-- Given information start --
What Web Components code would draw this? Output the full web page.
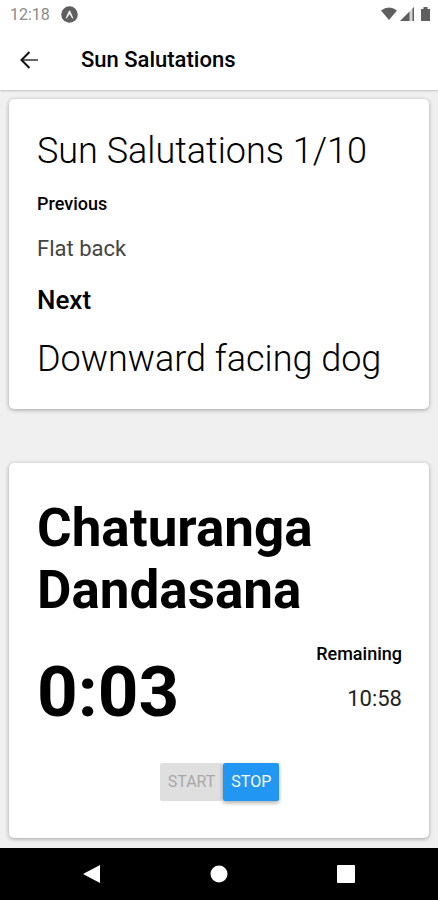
<!DOCTYPE html>
<html lang="en"><head><meta charset="utf-8"><meta name="viewport" content="width=device-width,initial-scale=1"><title>Sun Salutations</title>
<style>html,body{margin:0;height:100%}body{font-family:Roboto,"Noto Sans",sans-serif;color:#000;background:#f0f0f0}</style></head><body>
<yoga-app></yoga-app>
<script>
const define = (name, html) => customElements.define(name, class extends HTMLElement {
  constructor(){ super(); this.attachShadow({mode:"open"}).innerHTML = html; }
});
define("status-bar", `<style>
:host{display:flex;align-items:center;height:28px;padding:0 8px 0 10px;background:#fff;color:#8a8a8a;font-size:16px;box-sizing:border-box;position:relative;z-index:1}
.app{margin-left:11px}.right{margin-left:auto;display:flex;align-items:center;gap:3px}.battery{margin-left:4px}
svg{display:block}</style>
<span>12:18</span>
<svg class="app" width="17" height="17" viewBox="0 0 17 17"><circle cx="8.500" cy="8.500" r="8.300" fill="#5f5f5f"/><path d="M4.600 12.200 7.600 5.200Q8.500 3.600 9.400 5.200L12.400 12.200Q11.500 13 10.800 11.800L8.500 8.300 6.200 11.800Q5.500 13 4.600 12.200z" fill="#eee"/></svg>
<div class="right">
<svg width="16" height="14" viewBox="0 0 16 14"><path d="M0 3.500Q8-2.500 16 3.500L8 13z" fill="#5f5f5f"/></svg>
<svg width="14" height="14" viewBox="0 0 14 14"><path d="M0 14 14 0V14z" fill="#d4d4d4"/><path d="M0 14 9.500 4.500V14zM12.500 1.500 14 0V14H12.500z" fill="#5f5f5f"/></svg>
<svg class="battery" width="9" height="14" viewBox="0 0 9 14"><path d="M0 2h2.500V0h4v2H9v12H0z" fill="#5f5f5f"/></svg>
</div>`);
define("app-header", `<style>
:host{display:flex;align-items:center;height:62px;padding:1px 20px 0;background:#fff;box-shadow:0 1px 2px #0003;box-sizing:border-box}
button{display:flex;border:0;padding:0;background:none;margin-right:43px}
h1{margin:0;font-size:22px;font-weight:500;line-height:28px}</style>
<button aria-label="Back"><svg width="18" height="18" viewBox="0 0 18 18" fill="none" stroke-width="2"><path d="M18 9H2.500" stroke="#666"/><path d="M9.500 1 1.500 9l8 8" stroke="#111"/></svg></button>
<h1><slot></slot></h1>`);
define("paper-card", `<style>
:host{display:block;background:#fff;border-radius:5px;padding:28px 27px 26px 28px;box-shadow:0 1px 4px #0005}</style><slot></slot>`);
define("session-progress", `<style>
:host{display:flex;flex-direction:column;gap:17px}h2,h3,p{margin:0}
h2,.next{font-size:36px;line-height:48px;font-weight:350}
h3{font-size:18px;line-height:24px;font-weight:500}
.prev{font-size:22px;line-height:32px;font-weight:400;color:#444}
.big{font-size:26px;line-height:36px}
</style><h2>Sun Salutations 1/10</h2><h3>Previous</h3><p class="prev">Flat back</p><h3 class="big">Next</h3><p class="next">Downward facing dog</p>`);
define("pose-timer", `<style>
:host{display:block;padding:6px 0 11px}h2,h3,p{margin:0}
h2{font-size:53px;line-height:62px;font-weight:700}
.row{display:flex;justify-content:space-between;align-items:flex-start;margin-top:21px}
.time{font-size:71px;line-height:84px;font-weight:700;padding-top:8px}
.rest{text-align:right}h3{font-size:18px;line-height:24px;font-weight:500}
.rest p{font-size:22px;line-height:32px;font-weight:400;color:#222;margin-top:17px}
.actions{display:flex;justify-content:center;margin-top:29px}
button{font:400 16px/22px Roboto,sans-serif;border:0;border-radius:2px;padding:8px;background:#2196f3;color:#fff;box-shadow:0 2px 4px #0005}
button:disabled{background:#dfdfdf;color:#a8a8a8;box-shadow:none}
</style><h2>Chaturanga Dandasana</h2><div class="row"><p class="time">0:03</p><div class="rest"><h3>Remaining</h3><p>10:58</p></div></div>
<div class="actions"><button disabled>START</button><button>STOP</button></div>`);
define("nav-bar", `<style>
:host{display:flex;align-items:center;justify-content:space-around;height:52px;padding:0 29px;background:#000}
button{border:0;background:none;padding:0;display:flex}</style>
<button aria-label="Back"><svg width="20" height="20" viewBox="0 0 20 20"><path d="M18 1V19L1 10z" fill="#fff"/></svg></button>
<button aria-label="Home"><svg width="20" height="20" viewBox="0 0 20 20"><circle cx="10" cy="10" r="8.500" fill="#fff"/></svg></button>
<button aria-label="Overview"><svg width="20" height="20" viewBox="0 0 20 20"><rect x="1" y="1" width="18" height="18" rx="1" fill="#fff"/></svg></button>`);
define("yoga-app", `<style>
:host{display:flex;flex-direction:column;min-height:100%}
main{flex:1;display:flex;flex-direction:column;gap:54px;padding:9px}</style>
<status-bar></status-bar><app-header>Sun Salutations</app-header>
<main><paper-card><session-progress></session-progress></paper-card><paper-card><pose-timer></pose-timer></paper-card></main><nav-bar></nav-bar>`);
</script></body></html>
-- Given information end --
▶ _Task goal_
In the copy, include no pictures; restate the listing above exactly.

▶ _Completed task_
What Web Components code would draw this? Output the full web page.
<!DOCTYPE html>
<html lang="en"><head><meta charset="utf-8"><meta name="viewport" content="width=device-width,initial-scale=1"><title>Sun Salutations</title>
<style>html,body{margin:0;height:100%}body{font-family:Roboto,"Noto Sans",sans-serif;color:#000;background:#f0f0f0}</style></head><body>
<yoga-app></yoga-app>
<script>
const define = (name, html) => customElements.define(name, class extends HTMLElement {
  constructor(){ super(); this.attachShadow({mode:"open"}).innerHTML = html; }
});
define("status-bar", `<style>
:host{display:flex;align-items:center;height:28px;padding:0 8px 0 10px;background:#fff;color:#8a8a8a;font-size:16px;box-sizing:border-box;position:relative;z-index:1}
.app{margin-left:11px}.right{margin-left:auto;display:flex;align-items:center;gap:3px}.battery{margin-left:4px}
svg{display:block}</style>
<span>12:18</span>
<svg class="app" width="17" height="17" viewBox="0 0 17 17"><circle cx="8.500" cy="8.500" r="8.300" fill="#5f5f5f"/><path d="M4.600 12.200 7.600 5.200Q8.500 3.600 9.400 5.200L12.400 12.200Q11.500 13 10.800 11.800L8.500 8.300 6.200 11.800Q5.500 13 4.600 12.200z" fill="#eee"/></svg>
<div class="right">
<svg width="16" height="14" viewBox="0 0 16 14"><path d="M0 3.500Q8-2.500 16 3.500L8 13z" fill="#5f5f5f"/></svg>
<svg width="14" height="14" viewBox="0 0 14 14"><path d="M0 14 14 0V14z" fill="#d4d4d4"/><path d="M0 14 9.500 4.500V14zM12.500 1.500 14 0V14H12.500z" fill="#5f5f5f"/></svg>
<svg class="battery" width="9" height="14" viewBox="0 0 9 14"><path d="M0 2h2.500V0h4v2H9v12H0z" fill="#5f5f5f"/></svg>
</div>`);
define("app-header", `<style>
:host{display:flex;align-items:center;height:62px;padding:1px 20px 0;background:#fff;box-shadow:0 1px 2px #0003;box-sizing:border-box}
button{display:flex;border:0;padding:0;background:none;margin-right:43px}
h1{margin:0;font-size:22px;font-weight:500;line-height:28px}</style>
<button aria-label="Back"><svg width="18" height="18" viewBox="0 0 18 18" fill="none" stroke-width="2"><path d="M18 9H2.500" stroke="#666"/><path d="M9.500 1 1.500 9l8 8" stroke="#111"/></svg></button>
<h1><slot></slot></h1>`);
define("paper-card", `<style>
:host{display:block;background:#fff;border-radius:5px;padding:28px 27px 26px 28px;box-shadow:0 1px 4px #0005}</style><slot></slot>`);
define("session-progress", `<style>
:host{display:flex;flex-direction:column;gap:17px}h2,h3,p{margin:0}
h2,.next{font-size:36px;line-height:48px;font-weight:350}
h3{font-size:18px;line-height:24px;font-weight:500}
.prev{font-size:22px;line-height:32px;font-weight:400;color:#444}
.big{font-size:26px;line-height:36px}
</style><h2>Sun Salutations 1/10</h2><h3>Previous</h3><p class="prev">Flat back</p><h3 class="big">Next</h3><p class="next">Downward facing dog</p>`);
define("pose-timer", `<style>
:host{display:block;padding:6px 0 11px}h2,h3,p{margin:0}
h2{font-size:53px;line-height:62px;font-weight:700}
.row{display:flex;justify-content:space-between;align-items:flex-start;margin-top:21px}
.time{font-size:71px;line-height:84px;font-weight:700;padding-top:8px}
.rest{text-align:right}h3{font-size:18px;line-height:24px;font-weight:500}
.rest p{font-size:22px;line-height:32px;font-weight:400;color:#222;margin-top:17px}
.actions{display:flex;justify-content:center;margin-top:29px}
button{font:400 16px/22px Roboto,sans-serif;border:0;border-radius:2px;padding:8px;background:#2196f3;color:#fff;box-shadow:0 2px 4px #0005}
button:disabled{background:#dfdfdf;color:#a8a8a8;box-shadow:none}
</style><h2>Chaturanga Dandasana</h2><div class="row"><p class="time">0:03</p><div class="rest"><h3>Remaining</h3><p>10:58</p></div></div>
<div class="actions"><button disabled>START</button><button>STOP</button></div>`);
define("nav-bar", `<style>
:host{display:flex;align-items:center;justify-content:space-around;height:52px;padding:0 29px;background:#000}
button{border:0;background:none;padding:0;display:flex}</style>
<button aria-label="Back"><svg width="20" height="20" viewBox="0 0 20 20"><path d="M18 1V19L1 10z" fill="#fff"/></svg></button>
<button aria-label="Home"><svg width="20" height="20" viewBox="0 0 20 20"><circle cx="10" cy="10" r="8.500" fill="#fff"/></svg></button>
<button aria-label="Overview"><svg width="20" height="20" viewBox="0 0 20 20"><rect x="1" y="1" width="18" height="18" rx="1" fill="#fff"/></svg></button>`);
define("yoga-app", `<style>
:host{display:flex;flex-direction:column;min-height:100%}
main{flex:1;display:flex;flex-direction:column;gap:54px;padding:9px}</style>
<status-bar></status-bar><app-header>Sun Salutations</app-header>
<main><paper-card><session-progress></session-progress></paper-card><paper-card><pose-timer></pose-timer></paper-card></main><nav-bar></nav-bar>`);
</script></body></html>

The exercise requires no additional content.